The Petitions Committee also went on to recommend that the current project should be scrapped altogether and a new route found:
"This motivates a clear call by this committee for a substantial review of the M3, and for less intrusive alternative routes which should safeguard this area for the Irish nation."
The Committee also drew attention to ‘the damage done to the integrity of the many sites in the Tara area and the Gabhra Valley.'
Of particular note, were sites located at Roestown, Baronstown, Collierstown and Dowdtown:
Originally it was thought that there were only five monuments along the M3 route through Tara, that figure has now risen to forty potential sites, and growing weekly:
"The danger is that service stations, warehouses, car showrooms and all sorts of undesirable buildings will end up cropping up all over the M3, it is inevitable and Tara could end up looking like a stretch of the Naas Road.

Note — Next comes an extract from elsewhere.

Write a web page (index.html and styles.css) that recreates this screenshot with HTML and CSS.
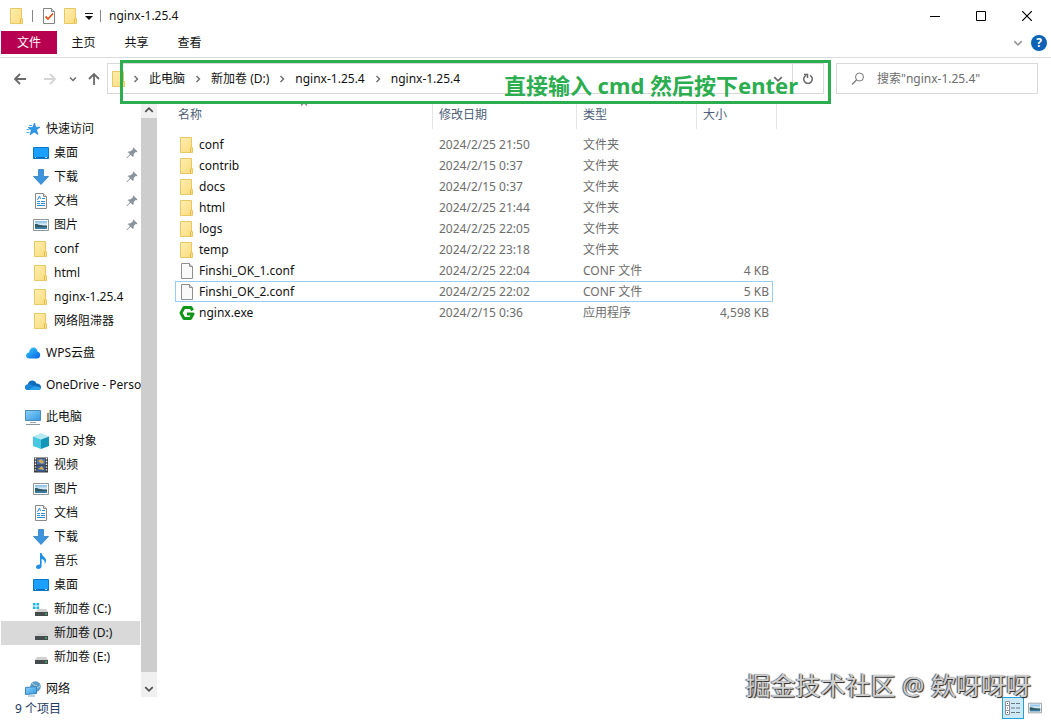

And you know what that's like? " explains Ben Murphy a civil engineer who lives close to Tara.
Already work on the interchange may have to be delayed indefinitely, after a new national monuments was discovered earlier this week on the Soldiers Hill side of the Blundelstown Interchange site:
"The site which has just been discovered is intact, and we are getting reports that it is an ancient field system or it could be a ring fort.
The bulldozers were poised to demolish it until word got out " said Vincent Salafia of TaraWatch.
When the National Roads Authority was asked why they were locating an interchange ten times bigger than Croke Park at Tara of all places,
the publicly funded roads authority refused to comment.